===== Recorded data

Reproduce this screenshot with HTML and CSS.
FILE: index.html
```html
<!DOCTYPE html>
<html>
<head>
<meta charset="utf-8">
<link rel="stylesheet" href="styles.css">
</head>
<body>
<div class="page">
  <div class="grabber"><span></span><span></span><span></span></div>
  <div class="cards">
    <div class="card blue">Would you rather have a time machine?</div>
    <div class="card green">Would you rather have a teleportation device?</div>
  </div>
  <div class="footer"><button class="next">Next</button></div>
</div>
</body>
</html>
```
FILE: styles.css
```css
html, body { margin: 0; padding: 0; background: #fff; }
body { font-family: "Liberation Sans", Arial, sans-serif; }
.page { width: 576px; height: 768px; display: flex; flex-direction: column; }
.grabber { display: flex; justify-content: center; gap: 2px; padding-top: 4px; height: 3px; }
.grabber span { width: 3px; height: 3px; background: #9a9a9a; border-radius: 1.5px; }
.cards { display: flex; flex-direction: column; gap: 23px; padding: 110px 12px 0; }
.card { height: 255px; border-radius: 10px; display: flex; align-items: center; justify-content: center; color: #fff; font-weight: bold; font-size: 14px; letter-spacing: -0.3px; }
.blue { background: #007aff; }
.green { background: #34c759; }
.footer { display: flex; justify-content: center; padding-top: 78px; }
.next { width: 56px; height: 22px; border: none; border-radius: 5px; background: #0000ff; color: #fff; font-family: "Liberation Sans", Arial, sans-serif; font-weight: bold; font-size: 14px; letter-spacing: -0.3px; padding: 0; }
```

==========
===== Recorded data

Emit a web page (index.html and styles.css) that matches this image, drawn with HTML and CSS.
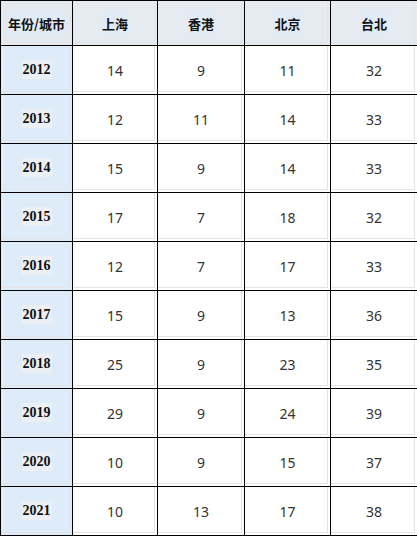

==========

**Stated exercise**
Write down the number of lines where the word "styles" appears, and nothing further.

**Answer**
3